# [WHAT YOU SHOULD DO]
Extract every line below that contains the word "draws".
--- STORED DATA ---
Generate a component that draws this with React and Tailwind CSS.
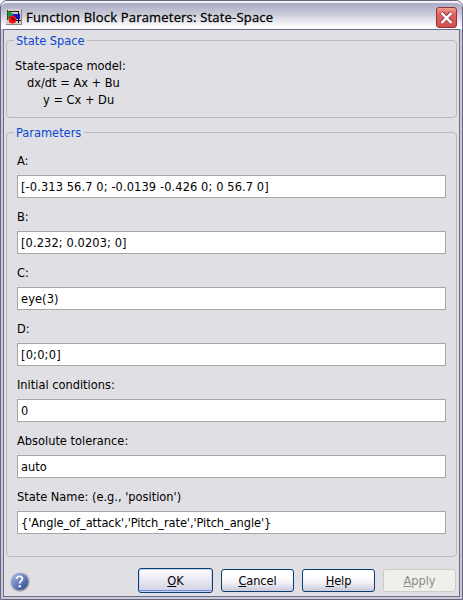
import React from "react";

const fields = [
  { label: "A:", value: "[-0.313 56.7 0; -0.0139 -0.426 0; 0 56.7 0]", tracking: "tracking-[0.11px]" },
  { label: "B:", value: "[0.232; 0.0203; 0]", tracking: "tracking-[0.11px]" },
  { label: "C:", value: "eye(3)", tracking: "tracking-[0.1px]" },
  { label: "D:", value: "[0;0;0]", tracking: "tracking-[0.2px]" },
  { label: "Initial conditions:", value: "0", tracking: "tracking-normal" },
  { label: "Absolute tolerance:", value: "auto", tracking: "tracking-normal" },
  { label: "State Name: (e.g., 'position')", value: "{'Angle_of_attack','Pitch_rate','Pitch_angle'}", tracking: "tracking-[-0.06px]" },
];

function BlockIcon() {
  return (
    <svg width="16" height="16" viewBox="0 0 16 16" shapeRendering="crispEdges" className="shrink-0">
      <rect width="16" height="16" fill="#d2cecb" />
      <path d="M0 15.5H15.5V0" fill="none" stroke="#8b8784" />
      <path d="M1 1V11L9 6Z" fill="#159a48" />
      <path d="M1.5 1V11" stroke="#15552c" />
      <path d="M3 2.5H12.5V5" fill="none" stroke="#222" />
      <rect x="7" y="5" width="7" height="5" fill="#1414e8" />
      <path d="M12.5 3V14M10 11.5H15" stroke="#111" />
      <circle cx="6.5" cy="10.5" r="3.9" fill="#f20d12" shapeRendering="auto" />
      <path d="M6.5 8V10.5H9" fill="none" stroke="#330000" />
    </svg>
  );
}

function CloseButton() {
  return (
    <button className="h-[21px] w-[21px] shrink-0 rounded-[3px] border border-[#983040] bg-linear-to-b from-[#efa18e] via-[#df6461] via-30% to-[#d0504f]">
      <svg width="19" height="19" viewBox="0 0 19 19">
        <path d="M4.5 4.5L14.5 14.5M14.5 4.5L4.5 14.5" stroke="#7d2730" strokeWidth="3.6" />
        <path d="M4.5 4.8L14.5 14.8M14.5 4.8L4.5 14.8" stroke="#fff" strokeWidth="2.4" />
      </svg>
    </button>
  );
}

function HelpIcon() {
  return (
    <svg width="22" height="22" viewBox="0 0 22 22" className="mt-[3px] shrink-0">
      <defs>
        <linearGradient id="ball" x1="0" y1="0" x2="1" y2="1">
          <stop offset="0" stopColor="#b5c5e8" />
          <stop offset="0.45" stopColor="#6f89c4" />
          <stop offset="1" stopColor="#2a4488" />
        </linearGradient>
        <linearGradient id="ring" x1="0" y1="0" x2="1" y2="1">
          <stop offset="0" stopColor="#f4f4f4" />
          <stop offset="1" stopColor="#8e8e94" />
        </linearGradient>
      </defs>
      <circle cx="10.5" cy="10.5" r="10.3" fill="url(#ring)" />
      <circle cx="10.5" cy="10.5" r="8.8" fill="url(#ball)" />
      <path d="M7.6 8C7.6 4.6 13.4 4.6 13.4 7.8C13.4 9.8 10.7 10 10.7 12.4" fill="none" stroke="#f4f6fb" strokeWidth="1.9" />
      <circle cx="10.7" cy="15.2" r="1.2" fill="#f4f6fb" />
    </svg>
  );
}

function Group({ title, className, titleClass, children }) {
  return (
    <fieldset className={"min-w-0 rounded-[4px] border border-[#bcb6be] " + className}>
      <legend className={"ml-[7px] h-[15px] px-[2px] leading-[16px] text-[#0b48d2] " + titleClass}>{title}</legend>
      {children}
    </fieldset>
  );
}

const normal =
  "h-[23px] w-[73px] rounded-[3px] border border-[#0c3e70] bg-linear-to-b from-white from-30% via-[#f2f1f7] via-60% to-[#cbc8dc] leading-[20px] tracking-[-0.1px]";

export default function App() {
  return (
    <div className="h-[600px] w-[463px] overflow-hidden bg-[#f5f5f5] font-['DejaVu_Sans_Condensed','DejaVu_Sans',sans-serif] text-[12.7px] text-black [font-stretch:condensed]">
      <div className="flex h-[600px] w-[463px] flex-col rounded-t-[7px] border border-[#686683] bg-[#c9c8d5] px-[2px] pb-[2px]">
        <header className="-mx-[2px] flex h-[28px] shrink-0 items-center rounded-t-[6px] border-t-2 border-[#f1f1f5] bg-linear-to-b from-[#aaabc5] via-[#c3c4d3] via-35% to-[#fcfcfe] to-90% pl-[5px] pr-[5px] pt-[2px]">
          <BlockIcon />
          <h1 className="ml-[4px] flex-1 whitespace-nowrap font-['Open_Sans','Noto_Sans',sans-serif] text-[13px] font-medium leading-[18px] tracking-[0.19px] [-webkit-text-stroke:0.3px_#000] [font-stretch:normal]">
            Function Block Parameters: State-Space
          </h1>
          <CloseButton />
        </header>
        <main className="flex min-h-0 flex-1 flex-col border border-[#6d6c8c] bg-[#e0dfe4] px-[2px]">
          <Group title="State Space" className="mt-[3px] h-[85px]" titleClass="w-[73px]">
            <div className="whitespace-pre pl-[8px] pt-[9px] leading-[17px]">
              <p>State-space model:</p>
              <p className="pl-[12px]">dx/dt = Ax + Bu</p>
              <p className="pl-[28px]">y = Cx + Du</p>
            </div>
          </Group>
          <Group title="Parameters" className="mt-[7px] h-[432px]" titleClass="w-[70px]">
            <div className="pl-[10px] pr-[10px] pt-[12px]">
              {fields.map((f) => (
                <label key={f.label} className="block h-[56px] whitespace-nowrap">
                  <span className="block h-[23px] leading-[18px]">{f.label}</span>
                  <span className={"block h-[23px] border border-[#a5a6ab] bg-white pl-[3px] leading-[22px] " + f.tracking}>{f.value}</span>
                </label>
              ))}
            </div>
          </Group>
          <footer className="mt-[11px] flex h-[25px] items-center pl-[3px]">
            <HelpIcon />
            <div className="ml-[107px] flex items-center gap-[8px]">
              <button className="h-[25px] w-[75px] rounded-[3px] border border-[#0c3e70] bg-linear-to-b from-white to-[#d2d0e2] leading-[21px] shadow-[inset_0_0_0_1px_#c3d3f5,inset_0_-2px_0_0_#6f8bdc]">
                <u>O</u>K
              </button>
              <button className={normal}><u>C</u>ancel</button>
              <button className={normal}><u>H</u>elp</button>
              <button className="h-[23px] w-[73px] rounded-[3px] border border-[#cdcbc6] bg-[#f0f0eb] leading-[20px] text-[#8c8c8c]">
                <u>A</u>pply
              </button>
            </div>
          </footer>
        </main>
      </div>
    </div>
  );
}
---
--- STORED DATA ---
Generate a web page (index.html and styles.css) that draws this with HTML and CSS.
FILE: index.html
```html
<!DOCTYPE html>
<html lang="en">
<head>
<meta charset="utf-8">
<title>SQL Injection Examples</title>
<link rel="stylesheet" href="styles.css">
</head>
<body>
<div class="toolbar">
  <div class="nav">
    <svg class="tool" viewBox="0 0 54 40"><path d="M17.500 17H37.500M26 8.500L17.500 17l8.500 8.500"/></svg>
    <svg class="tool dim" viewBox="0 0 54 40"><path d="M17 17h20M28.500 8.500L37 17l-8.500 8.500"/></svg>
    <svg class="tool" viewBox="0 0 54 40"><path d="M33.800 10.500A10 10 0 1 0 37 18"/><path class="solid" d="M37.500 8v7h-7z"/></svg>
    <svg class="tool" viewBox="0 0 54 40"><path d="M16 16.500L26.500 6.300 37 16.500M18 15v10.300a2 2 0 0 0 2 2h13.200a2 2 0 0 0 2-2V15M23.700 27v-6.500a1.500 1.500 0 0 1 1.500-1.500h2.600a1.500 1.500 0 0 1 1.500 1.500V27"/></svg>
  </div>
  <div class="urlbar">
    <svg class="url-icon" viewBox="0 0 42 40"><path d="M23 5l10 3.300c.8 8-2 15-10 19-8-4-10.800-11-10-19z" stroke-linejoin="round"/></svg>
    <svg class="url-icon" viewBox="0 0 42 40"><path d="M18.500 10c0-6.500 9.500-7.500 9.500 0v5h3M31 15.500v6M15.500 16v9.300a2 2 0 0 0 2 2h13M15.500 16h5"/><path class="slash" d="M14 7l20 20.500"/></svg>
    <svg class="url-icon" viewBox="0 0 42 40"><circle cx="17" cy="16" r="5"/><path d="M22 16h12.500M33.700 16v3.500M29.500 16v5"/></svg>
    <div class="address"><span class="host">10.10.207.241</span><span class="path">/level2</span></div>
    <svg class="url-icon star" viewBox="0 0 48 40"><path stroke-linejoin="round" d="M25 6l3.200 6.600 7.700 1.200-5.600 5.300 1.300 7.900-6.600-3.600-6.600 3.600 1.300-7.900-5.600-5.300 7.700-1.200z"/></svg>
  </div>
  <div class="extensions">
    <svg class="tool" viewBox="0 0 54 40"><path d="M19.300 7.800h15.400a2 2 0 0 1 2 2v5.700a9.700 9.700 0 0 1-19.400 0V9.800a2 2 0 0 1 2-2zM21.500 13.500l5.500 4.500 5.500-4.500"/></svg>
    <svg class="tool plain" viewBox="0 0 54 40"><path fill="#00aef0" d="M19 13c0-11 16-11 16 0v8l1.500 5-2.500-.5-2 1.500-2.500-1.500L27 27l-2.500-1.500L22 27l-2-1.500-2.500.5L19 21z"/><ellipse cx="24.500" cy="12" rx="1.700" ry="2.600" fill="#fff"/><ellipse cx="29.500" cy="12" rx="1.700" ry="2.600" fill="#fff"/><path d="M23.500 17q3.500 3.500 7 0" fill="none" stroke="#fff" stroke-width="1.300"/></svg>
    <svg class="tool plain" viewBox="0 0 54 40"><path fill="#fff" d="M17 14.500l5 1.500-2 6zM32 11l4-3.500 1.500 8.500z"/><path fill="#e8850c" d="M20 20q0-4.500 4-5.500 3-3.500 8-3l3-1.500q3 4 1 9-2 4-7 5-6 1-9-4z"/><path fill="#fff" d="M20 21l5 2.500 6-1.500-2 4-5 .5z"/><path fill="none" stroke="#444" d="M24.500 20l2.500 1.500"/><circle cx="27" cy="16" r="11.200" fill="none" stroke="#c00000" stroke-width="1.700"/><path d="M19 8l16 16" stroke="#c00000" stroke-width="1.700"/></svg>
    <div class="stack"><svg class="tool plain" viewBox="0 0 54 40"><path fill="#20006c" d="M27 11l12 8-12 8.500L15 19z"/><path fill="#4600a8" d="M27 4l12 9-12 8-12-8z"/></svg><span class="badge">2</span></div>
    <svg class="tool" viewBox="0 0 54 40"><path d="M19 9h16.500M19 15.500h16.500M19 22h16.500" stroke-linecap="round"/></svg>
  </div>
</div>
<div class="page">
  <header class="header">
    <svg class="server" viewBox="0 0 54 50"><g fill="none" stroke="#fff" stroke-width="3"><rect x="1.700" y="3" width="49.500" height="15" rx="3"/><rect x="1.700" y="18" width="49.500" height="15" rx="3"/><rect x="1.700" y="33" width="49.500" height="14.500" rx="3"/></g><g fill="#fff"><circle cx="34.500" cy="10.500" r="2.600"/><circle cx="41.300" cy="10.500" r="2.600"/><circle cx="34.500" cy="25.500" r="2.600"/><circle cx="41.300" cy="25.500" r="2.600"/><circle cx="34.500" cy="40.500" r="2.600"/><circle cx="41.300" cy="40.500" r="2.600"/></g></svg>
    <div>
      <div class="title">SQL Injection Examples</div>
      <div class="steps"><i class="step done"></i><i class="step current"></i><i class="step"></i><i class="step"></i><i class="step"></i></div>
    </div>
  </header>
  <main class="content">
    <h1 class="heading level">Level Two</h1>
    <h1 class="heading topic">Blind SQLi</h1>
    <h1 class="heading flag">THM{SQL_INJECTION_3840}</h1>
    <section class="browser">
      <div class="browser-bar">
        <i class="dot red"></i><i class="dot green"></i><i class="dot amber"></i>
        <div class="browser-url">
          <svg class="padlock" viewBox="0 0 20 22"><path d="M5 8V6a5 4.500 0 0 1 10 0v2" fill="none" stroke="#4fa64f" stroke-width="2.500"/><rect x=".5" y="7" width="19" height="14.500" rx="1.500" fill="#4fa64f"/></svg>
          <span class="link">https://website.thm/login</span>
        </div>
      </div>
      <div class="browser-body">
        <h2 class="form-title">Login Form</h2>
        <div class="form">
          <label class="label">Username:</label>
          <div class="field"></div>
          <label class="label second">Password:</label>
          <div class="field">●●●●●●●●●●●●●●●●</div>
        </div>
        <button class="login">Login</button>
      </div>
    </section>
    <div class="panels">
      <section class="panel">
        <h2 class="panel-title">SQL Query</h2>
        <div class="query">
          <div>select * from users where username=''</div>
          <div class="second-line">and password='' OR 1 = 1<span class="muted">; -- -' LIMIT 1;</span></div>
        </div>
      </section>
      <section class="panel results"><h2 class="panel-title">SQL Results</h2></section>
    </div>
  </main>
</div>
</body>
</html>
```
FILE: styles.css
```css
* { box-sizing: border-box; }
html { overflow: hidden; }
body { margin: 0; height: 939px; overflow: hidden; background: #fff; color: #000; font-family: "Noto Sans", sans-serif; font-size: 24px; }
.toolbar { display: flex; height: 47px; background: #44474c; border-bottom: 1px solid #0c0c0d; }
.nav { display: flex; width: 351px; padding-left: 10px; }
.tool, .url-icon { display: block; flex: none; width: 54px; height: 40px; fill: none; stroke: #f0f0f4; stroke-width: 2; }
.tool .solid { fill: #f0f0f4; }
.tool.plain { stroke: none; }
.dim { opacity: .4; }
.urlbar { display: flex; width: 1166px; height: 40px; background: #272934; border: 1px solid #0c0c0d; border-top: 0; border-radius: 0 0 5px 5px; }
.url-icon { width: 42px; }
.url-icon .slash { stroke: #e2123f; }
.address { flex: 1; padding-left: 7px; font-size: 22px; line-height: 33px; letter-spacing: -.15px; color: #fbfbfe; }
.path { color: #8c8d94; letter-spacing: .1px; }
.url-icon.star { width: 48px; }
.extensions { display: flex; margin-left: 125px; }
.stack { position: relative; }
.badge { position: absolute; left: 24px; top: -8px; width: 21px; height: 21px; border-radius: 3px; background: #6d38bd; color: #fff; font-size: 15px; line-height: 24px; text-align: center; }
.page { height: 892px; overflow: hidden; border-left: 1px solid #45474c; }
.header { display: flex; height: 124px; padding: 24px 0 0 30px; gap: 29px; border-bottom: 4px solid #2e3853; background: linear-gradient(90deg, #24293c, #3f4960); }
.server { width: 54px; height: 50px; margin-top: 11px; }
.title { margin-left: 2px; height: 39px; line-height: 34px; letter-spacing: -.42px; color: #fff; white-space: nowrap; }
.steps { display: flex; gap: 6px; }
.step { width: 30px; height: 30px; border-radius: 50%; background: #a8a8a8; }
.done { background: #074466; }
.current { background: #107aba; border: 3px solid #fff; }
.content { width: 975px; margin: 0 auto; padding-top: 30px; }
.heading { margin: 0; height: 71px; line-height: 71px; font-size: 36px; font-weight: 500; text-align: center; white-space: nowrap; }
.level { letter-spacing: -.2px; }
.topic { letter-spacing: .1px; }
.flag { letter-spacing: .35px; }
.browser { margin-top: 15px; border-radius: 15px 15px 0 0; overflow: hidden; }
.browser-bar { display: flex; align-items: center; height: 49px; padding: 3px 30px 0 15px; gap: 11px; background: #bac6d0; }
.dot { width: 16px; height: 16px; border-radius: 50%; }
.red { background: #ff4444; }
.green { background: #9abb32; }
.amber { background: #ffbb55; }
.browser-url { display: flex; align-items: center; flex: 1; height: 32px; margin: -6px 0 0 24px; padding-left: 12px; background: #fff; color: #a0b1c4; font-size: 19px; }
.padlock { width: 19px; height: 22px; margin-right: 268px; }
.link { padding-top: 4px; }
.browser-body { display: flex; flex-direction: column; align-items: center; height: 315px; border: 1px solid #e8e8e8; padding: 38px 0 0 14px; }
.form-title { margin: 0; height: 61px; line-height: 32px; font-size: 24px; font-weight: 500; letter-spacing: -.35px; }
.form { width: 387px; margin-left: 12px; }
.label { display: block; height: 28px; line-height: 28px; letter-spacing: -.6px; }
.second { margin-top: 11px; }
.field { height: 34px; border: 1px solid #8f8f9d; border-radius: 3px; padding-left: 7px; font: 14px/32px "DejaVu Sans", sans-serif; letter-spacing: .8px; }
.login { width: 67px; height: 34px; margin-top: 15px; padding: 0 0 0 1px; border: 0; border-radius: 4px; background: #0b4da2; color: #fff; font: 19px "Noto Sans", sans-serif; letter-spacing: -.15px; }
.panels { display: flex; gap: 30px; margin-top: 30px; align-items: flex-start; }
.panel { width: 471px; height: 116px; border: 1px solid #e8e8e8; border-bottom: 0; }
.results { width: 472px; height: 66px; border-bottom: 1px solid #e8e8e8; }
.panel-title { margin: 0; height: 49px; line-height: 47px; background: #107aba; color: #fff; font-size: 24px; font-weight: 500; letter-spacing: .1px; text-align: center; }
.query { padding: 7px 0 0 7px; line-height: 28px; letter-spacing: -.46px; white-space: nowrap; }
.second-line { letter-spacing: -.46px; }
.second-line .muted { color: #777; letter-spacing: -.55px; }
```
---
--- STORED DATA ---
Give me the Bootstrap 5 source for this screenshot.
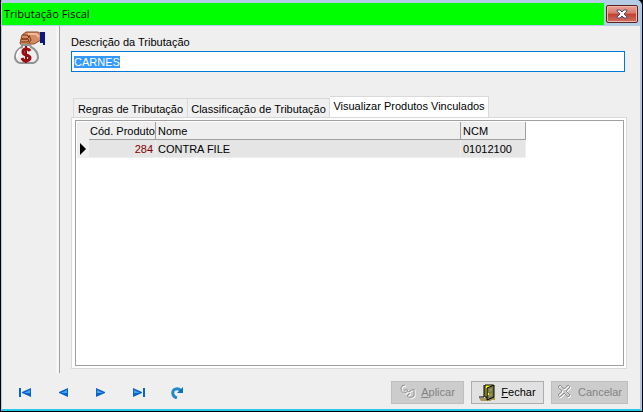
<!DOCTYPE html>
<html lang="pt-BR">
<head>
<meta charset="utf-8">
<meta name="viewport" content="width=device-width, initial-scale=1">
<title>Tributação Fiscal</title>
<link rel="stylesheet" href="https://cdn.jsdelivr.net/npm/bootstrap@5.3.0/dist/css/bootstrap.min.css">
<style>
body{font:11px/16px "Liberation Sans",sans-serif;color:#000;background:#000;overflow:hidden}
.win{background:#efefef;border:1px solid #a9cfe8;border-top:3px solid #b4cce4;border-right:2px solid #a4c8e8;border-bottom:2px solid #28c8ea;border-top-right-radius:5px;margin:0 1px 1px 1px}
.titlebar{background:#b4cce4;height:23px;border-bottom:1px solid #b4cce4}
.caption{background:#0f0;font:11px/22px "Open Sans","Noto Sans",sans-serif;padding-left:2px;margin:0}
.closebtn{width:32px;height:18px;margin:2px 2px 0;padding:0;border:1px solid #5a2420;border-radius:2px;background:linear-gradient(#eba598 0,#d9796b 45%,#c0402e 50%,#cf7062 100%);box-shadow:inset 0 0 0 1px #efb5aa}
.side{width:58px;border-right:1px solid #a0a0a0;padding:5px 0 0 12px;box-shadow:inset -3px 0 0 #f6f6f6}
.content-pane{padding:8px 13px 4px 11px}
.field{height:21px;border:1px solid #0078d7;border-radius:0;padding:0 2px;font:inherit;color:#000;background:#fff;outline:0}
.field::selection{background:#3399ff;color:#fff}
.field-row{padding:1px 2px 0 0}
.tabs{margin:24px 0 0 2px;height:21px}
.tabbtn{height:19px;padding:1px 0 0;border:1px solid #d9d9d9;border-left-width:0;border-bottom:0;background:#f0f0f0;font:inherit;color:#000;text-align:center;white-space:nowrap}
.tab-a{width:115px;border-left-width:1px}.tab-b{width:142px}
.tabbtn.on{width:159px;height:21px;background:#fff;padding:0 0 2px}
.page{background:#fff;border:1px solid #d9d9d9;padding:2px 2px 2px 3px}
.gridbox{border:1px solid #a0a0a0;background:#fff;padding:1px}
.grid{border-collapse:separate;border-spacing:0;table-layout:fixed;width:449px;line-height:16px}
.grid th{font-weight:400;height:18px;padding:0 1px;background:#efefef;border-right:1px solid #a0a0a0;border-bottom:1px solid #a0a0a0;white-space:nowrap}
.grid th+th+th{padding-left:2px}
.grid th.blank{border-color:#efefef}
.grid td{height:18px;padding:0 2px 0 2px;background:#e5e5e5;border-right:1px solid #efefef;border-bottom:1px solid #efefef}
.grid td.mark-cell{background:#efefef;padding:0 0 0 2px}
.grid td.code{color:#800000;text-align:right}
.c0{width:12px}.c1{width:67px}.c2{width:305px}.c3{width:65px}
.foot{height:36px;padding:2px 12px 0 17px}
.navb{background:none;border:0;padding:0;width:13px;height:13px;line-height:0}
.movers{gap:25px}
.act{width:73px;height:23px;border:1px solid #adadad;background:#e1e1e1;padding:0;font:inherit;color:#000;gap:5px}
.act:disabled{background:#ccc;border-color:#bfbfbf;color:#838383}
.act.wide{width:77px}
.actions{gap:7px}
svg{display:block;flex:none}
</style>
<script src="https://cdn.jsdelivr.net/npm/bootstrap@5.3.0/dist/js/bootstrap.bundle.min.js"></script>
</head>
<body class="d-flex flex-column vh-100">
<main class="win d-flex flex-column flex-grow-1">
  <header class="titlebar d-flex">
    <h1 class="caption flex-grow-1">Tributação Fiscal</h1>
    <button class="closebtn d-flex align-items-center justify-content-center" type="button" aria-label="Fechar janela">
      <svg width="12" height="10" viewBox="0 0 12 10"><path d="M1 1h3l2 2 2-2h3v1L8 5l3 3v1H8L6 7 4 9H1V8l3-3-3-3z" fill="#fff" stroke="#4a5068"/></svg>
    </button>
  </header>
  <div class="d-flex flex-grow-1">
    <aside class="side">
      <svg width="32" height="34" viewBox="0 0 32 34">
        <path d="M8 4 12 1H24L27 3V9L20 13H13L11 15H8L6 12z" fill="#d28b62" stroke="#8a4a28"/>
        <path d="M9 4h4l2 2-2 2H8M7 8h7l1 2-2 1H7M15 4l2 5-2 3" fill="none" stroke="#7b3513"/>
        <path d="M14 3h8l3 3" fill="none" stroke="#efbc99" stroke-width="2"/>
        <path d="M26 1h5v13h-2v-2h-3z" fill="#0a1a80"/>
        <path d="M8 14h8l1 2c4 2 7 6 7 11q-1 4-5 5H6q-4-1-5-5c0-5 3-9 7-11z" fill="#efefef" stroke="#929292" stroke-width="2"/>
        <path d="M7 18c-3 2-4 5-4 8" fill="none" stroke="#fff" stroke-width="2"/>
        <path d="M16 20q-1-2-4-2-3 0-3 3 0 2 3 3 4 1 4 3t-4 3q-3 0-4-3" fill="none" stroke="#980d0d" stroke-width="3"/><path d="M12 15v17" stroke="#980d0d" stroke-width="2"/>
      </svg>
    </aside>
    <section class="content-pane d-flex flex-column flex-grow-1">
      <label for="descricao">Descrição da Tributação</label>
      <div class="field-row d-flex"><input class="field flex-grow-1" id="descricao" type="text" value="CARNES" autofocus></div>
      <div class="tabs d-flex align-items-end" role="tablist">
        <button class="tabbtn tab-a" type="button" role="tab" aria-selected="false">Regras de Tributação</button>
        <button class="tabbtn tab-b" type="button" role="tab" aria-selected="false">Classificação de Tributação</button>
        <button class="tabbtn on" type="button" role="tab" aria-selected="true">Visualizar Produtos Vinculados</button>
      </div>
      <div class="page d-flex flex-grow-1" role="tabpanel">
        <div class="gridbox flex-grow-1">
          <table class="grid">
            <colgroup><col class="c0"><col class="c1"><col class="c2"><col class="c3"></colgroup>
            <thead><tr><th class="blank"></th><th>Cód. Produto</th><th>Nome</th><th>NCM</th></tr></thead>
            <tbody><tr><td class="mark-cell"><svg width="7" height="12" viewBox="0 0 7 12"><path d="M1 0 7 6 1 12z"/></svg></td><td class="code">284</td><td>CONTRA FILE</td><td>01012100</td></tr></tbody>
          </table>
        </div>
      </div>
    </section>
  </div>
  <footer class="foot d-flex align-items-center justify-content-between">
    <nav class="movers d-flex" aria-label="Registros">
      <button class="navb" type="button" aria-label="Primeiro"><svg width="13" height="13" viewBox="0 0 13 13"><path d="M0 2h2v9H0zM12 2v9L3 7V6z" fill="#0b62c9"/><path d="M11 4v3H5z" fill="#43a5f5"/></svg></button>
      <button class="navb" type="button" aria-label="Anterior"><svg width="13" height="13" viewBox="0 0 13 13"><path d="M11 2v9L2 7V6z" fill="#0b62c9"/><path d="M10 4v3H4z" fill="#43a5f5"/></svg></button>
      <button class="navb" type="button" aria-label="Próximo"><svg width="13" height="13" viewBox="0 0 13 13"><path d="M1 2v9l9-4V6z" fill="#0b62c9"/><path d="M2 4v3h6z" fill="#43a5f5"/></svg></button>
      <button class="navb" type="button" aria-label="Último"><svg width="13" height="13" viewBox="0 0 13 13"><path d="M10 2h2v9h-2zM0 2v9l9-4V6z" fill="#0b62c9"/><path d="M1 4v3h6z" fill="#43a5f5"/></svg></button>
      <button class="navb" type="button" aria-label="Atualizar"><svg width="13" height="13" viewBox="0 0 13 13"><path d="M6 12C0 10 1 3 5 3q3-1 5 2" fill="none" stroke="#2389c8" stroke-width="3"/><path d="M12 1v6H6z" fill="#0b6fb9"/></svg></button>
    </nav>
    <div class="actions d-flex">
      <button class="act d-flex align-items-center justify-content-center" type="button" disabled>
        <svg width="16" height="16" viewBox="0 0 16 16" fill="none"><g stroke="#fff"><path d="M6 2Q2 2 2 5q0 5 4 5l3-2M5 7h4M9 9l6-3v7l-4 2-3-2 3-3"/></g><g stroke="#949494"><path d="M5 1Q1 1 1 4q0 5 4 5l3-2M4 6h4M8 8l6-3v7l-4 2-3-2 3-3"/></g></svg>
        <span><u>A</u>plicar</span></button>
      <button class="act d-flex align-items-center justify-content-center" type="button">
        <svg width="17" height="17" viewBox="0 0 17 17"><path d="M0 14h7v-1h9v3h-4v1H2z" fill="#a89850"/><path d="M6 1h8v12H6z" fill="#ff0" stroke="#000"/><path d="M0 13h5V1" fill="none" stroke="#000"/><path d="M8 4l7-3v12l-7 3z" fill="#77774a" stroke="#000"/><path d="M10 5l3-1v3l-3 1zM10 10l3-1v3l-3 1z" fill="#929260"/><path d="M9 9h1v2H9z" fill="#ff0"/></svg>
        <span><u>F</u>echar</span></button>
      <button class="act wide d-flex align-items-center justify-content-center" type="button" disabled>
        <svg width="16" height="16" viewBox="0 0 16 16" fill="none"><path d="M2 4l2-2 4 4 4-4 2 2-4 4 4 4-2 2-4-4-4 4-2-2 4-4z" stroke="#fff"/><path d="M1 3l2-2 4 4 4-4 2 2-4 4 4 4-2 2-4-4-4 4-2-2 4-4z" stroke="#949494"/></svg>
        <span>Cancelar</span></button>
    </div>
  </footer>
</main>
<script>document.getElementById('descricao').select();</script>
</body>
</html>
---
# [RESPONSE]
Generate a component that draws this with React and Tailwind CSS.
Generate a web page (index.html and styles.css) that draws this with HTML and CSS.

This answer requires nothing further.